HE was the senior bikie with the once-enviable rapsheet – just a couple of fines for inciting a fight at Kurri in 1990 and a malicious damage the following year.
Now, former Port Stephens chapter president of the Bandidos, Ronald Leggett, is facing significant jail time after admitting to supplying nearly half a kilogram of the drug “ice” after being caught in a police sting.
Leggett, 44, of Bell Road, Belford, also pleaded guilty to possessing guns found at his property and asked a string of other charges to be taken into account when he faced Newcastle Local Court via video link on Wednesday.
The former bikie boss, still
sporting a long beard, pleaded guilty to supplying the commercial
quantity of methylamphetamine (475.38 grams) after becoming “a
principal person of interest” in Strike Force Okanagan run by the
gangs squad and “bikie squad” Strike Force Raptor.
Facts tendered in court showed
Leggett taking the drugs from a Newcastle source and onto another
Bandido bikie, Manning Valley chapter treasurer and secretary Paul
Rowsell, who was selling the drugs onto a dealer who turned out to
be an undercover police officer.
And it showed he had gone from
flying under the radar to being firmly in detective’s sights.
It is alleged Leggett supplied the
drugs, described as being of “dynamite quality’’, between October
29, 2014 and his arrest on February 11 last year.

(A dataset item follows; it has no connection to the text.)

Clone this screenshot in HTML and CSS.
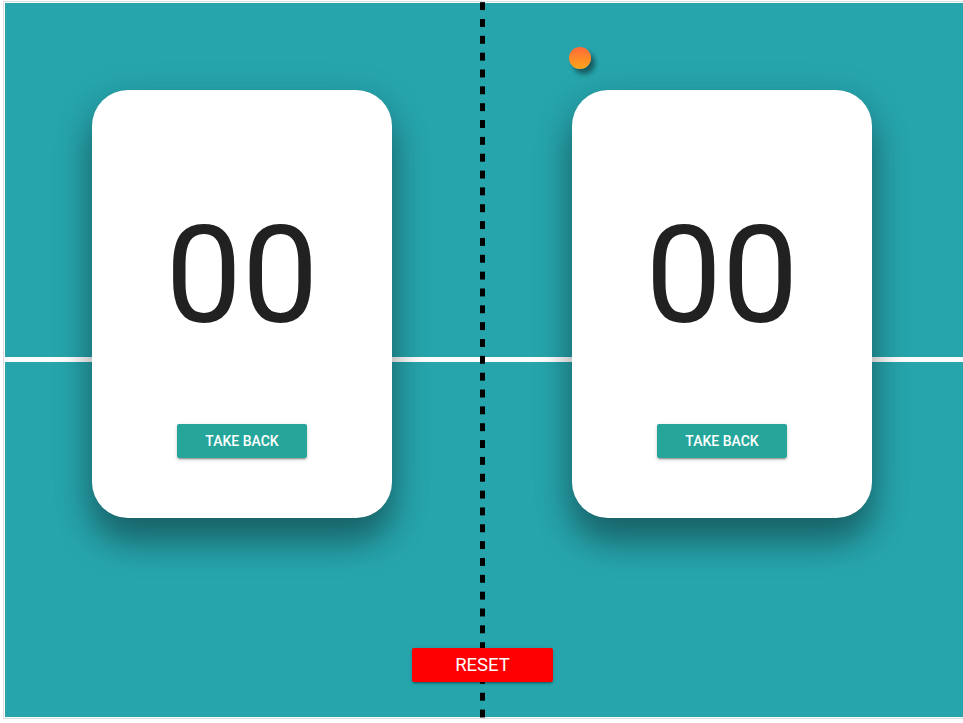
FILE: index.html
```
<!DOCTYPE html>
<html>
<head>
<meta charset="utf-8">
<title>Ping Pong Score</title>
<link rel="stylesheet" href="styles.css">
</head>
<body>
<div class="frame">
  <div class="table">
    <div class="sides">
      <div class="side">
        <div class="card">
          <div class="score">00</div>
          <button class="btn take-back">Take back</button>
        </div>
      </div>
      <div class="side">
        <div class="card">
          <div class="score">00</div>
          <button class="btn take-back">Take back</button>
        </div>
      </div>
    </div>
    <div class="controls">
      <button class="btn reset">Reset</button>
    </div>
  </div>
</div>
<div class="net"></div>
<div class="ball"></div>
</body>
</html>
```
FILE: styles.css
```
html, body {
  margin: 0;
  padding: 0;
  overflow: hidden;
  background: #fff;
  height: 723px;
}
body {
  font-family: Roboto, "Noto Sans", sans-serif;
}
.frame {
  margin: 1px 0 0 3px;
  width: 964px;
  border: 1px solid #dedede;
  padding: 1px;
  background: #fff;
}
.table {
  height: 714px;
  background-color: #27a5ad;
  background-image: linear-gradient(to bottom, transparent 354.5px, #fff 354.5px, #fff 359px, transparent 359px);
  display: flex;
  flex-direction: column;
}
.sides {
  display: grid;
  grid-template-columns: 478px 480px;
  padding-top: 87px;
}
.side {
  display: flex;
  justify-content: center;
}
.side:first-child { padding-right: 4px; }
.side:last-child { padding-right: 2px; }
.card {
  width: 300px;
  height: 428px;
  background: #fff;
  border-radius: 36px;
  box-shadow: 0 24px 34px rgba(0,0,0,0.34), 0 10px 44px rgba(0,0,0,0.14);
  display: flex;
  flex-direction: column;
  align-items: center;
  position: relative;
  z-index: 1;
}
.score {
  margin-top: 117.5px;
  font-size: 136px;
  line-height: 136px;
  font-weight: 400;
  color: #212121;
}
.btn {
  border: none;
  color: #fff;
  font-family: Roboto, "Noto Sans", sans-serif;
  text-transform: uppercase;
  border-radius: 2px;
  box-shadow: 0 2px 2px 0 rgba(0,0,0,0.14), 0 1px 5px 0 rgba(0,0,0,0.12), 0 3px 1px -2px rgba(0,0,0,0.2);
  cursor: pointer;
  padding: 0;
}
.take-back {
  margin-top: 80.5px;
  width: 130px;
  height: 34px;
  background: #26a69a;
  font-size: 14px;
  font-weight: 500;
}
.controls {
  display: flex;
  justify-content: center;
  padding-top: 130px;
  padding-right: 9px;
}
.reset {
  width: 141px;
  height: 34px;
  background: #ff0000;
  font-size: 18.5px;
  font-weight: 400;
  position: relative;
  z-index: 3;
}
.net {
  position: absolute;
  left: 480px;
  top: 0;
  width: 5px;
  height: 723px;
  background-image: linear-gradient(to bottom, #000 0, #000 8px, transparent 8px);
  background-size: 5px 16.85px;
  background-position: 0 2.15px;
  z-index: 2;
}
.ball {
  position: absolute;
  left: 569px;
  top: 47px;
  width: 22px;
  height: 22px;
  border-radius: 50%;
  background: linear-gradient(to bottom, #ff6a38, #ffa51a);
  box-shadow: 4px 5px 5px rgba(0,0,0,0.45);
  z-index: 2;
}
```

When he was arrested driving along
the Link Road near University Drive, police seized 142 grams of the
drug, or five ounces in the old scale, which he was travelling to
meet up with Rowsell at the carpark of Heatherbrae McDonalds.
It was a trip police had watched
Leggett do several times, supplying between one and three ounces at
a time, before the larger quantity was asked for.
The drug was being sold on for up
to $3500 an ounce, or about 27 grams.
Rowsell was sentenced to a maximum five years’ jail with a minimum three-and-a-half years for his part in the supply ring.
The pair had attempted to use codes to keep police off the scent.
But things like “tonight and it will be three mates riding with me’’, “my mate wants two and a half for that Falcon ute won’t go any lower” and “any change in the weather, he was keen for a ride” was easily decoded to mean three ounces needed to sell, $2500 an ounce and if there was any more drugs, the buyer would take.
After their arrest, police
searched Leggett’s Belford home and found 52.4 grams of ice (two
ounces); a .455 Webley prohibitied pistol; a homemade single-shot
suppressor; a loaded Dan Wesson .22 revolver with serial numbers
erased; a taser; an extendable baton; two knuckledusters; .45
calibre and .22 calibre ammunition; three vials of steroids;
electronic scales; and seven mobile phones.
Leggett was refused bail to appear in Newcastle District Court on March 17.